- Born: 14 November 1946 (age 79) Rajnandgaon, Chhattisgarh, India
- Occupation: Pediatrician
- Awards: Padma Shri IMA National C. T. Thakkar Award Becon International Award IAP Academic Excellence Award

= Pukhraj Bafna =

Indian pediatrician and health consultant

Pukhraj Bafna is an Indian pediatrician and adolescent health consultant, known for his contributions towards tribal child and adolescent health. The Government of India honored Bafna in 2011, with the fourth highest civilian award of Padma Shri.

==Biography==
Pukhraj Bafna was born on 14 November 1946 at Rajnandgaon, in the Indian state of Chhattisgarh. He graduated in medicine (MBBS) in 1969 from Netaji Subhash Chandra Bose Medical College, Jabalpur and continued his studies there to obtain the medical degrees of DCh (1972) and MD (1973) in pediatrics. He has also obtained a doctoral degree from Jain Vishva Bharati University, Ladnun.

Bafna is credited with a book, Status of Tribal Child Health in India. He has also been writing a health column for over 40 years (since 1973) in Sabera Sanket, a Hindi language newspaper. He has also attended several seminars and has chaired many conferences.

Pukhraj Bafna has conducted over 500 child health camps and has supported 149 orphaned children in Bastar whose parents lost their lives due to militancy in the area.

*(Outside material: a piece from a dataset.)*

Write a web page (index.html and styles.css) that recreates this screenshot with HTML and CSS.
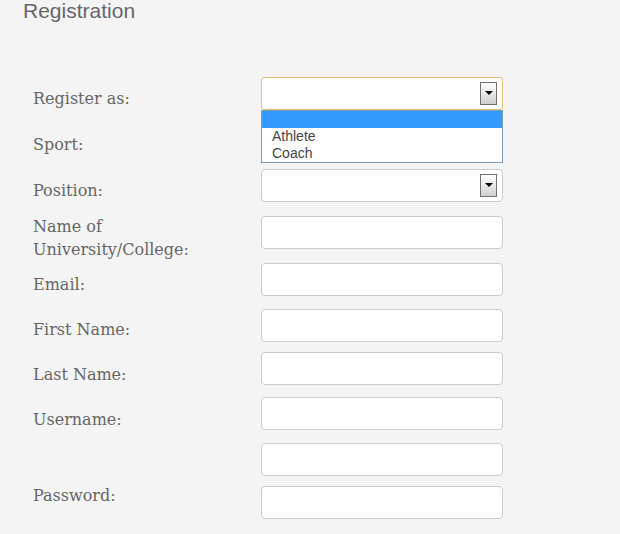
FILE: index.html
```html
<!DOCTYPE html>
<html>
<head>
<meta charset="utf-8">
<title>Registration</title>
<link rel="stylesheet" href="styles.css">
</head>
<body>
<div class="page">
  <h1 class="title">Registration</h1>
  <form class="form">
    <div class="row">
      <label class="lbl lbl-low">Register as:</label>
      <div class="ctrl select focused">
        <span class="btn"></span>
        <ul class="list">
          <li class="opt opt-sel"></li>
          <li class="opt">Athlete</li>
          <li class="opt">Coach</li>
        </ul>
      </div>
    </div>
    <div class="row">
      <label class="lbl lbl-mid">Sport:</label>
      <div class="ctrl select"><span class="btn"></span></div>
    </div>
    <div class="row">
      <label class="lbl lbl-mid">Position:</label>
      <div class="ctrl select"><span class="btn"></span></div>
    </div>
    <div class="row sp1">
      <label class="lbl lbl-top"><span class="wrap">Name of University/College:</span></label>
      <input class="ctrl" type="text">
    </div>
    <div class="row sp1">
      <label class="lbl lbl-mid">Email:</label>
      <input class="ctrl" type="text">
    </div>
    <div class="row">
      <label class="lbl">First Name:</label>
      <input class="ctrl" type="text">
    </div>
    <div class="row sm3">
      <label class="lbl lbl-low2">Last Name:</label>
      <input class="ctrl" type="text">
    </div>
    <div class="row sm1">
      <label class="lbl lbl-low2">Username:</label>
      <input class="ctrl" type="text">
    </div>
    <div class="row">
      <label class="lbl"></label>
      <input class="ctrl" type="text">
    </div>
    <div class="row sm3">
      <label class="lbl lbl-top2">Password:</label>
      <input class="ctrl" type="password">
    </div>
  </form>
</div>
</body>
</html>
```

FILE: styles.css
```css
html, body {
  margin: 0;
  padding: 0;
  background: #f4f4f4;
}

.page {
  width: 620px;
  height: 534px;
  overflow: hidden;
  background: #f4f4f4;
}

.title {
  margin: 0;
  padding-left: 23px;
  font-family: "Liberation Sans", Arial, sans-serif;
  font-weight: normal;
  font-size: 21px;
  line-height: 21px;
  color: #666666;
}

.form {
  margin: 56px 0 0 0;
  padding-left: 33px;
  display: flex;
  flex-direction: column;
  gap: 13px;
}

.row {
  display: flex;
  align-items: flex-start;
  height: 33px;
}

.sp1 { margin-top: 1px; }
.sm1 { margin-top: -1px; }
.sm3 { margin-top: -3px; }

.lbl {
  width: 228px;
  flex: none;
  padding-top: 9px;
  font-family: "DejaVu Serif", Georgia, serif;
  font-size: 16px;
  line-height: 23px;
  color: #666666;
}

.wrap {
  display: block;
  width: 190px;
}

.lbl-low { padding-top: 10px; }
.lbl-mid { padding-top: 10px; }
.lbl-low2 { padding-top: 11px; }
.lbl-top { padding-top: 0; margin-top: -1px; }
.lbl-top2 { padding-top: 0; margin-top: -2px; }

.ctrl {
  box-sizing: border-box;
  width: 242px;
  height: 33px;
  margin: 0;
  padding: 0 8px;
  background: #ffffff;
  border: 1px solid #cccccc;
  border-radius: 4px;
  flex: none;
  font-family: "Liberation Sans", Arial, sans-serif;
  font-size: 14px;
  outline: none;
}

.select {
  position: relative;
}

.focused {
  border-color: #e2bd72;
  border-radius: 3px;
}

.btn {
  position: absolute;
  right: 5px;
  top: 4px;
  box-sizing: border-box;
  width: 17px;
  height: 23px;
  border: 1px solid #707070;
  background: linear-gradient(#ffffff, #f0f0f0 35%, #cfcfcf);
  display: flex;
  align-items: center;
  justify-content: center;
}

.btn::after {
  content: "";
  width: 0;
  height: 0;
  border-left: 4px solid transparent;
  border-right: 4px solid transparent;
  border-top: 4px solid #000000;
  margin-top: -1px;
}

.list {
  position: absolute;
  left: -1px;
  top: 32px;
  z-index: 5;
  box-sizing: border-box;
  width: 242px;
  margin: 0;
  padding: 0;
  list-style: none;
  background: #ffffff;
  border: 1px solid #7f9db9;
  font-family: "Liberation Sans", Arial, sans-serif;
  font-size: 14px;
  line-height: 17px;
  color: #444444;
}

.opt {
  height: 17px;
  padding-left: 10px;
}

.opt-sel {
  background: #3399ff;
}
```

He lives in Rajnandgaon, Chhattisgarh.

==Awards and recognitions==
Pukhraj Bafna is a recipient of the National C. T. Thakkar Award of the Indian Medical Association in 1978 and the Becon International Award in 1986. He has also received the Mahaveer Mahatma Award from the Times of India group and the Academic Excellence Award from the Indian Academy of Pediatrics, both in 2004. Jain Vishva Bharati University Rajasthan and the Government of Kerala have honored Bafna with citations. In 2011, The Government of India included him in the list of Republic day honours for the award of Padma Shri.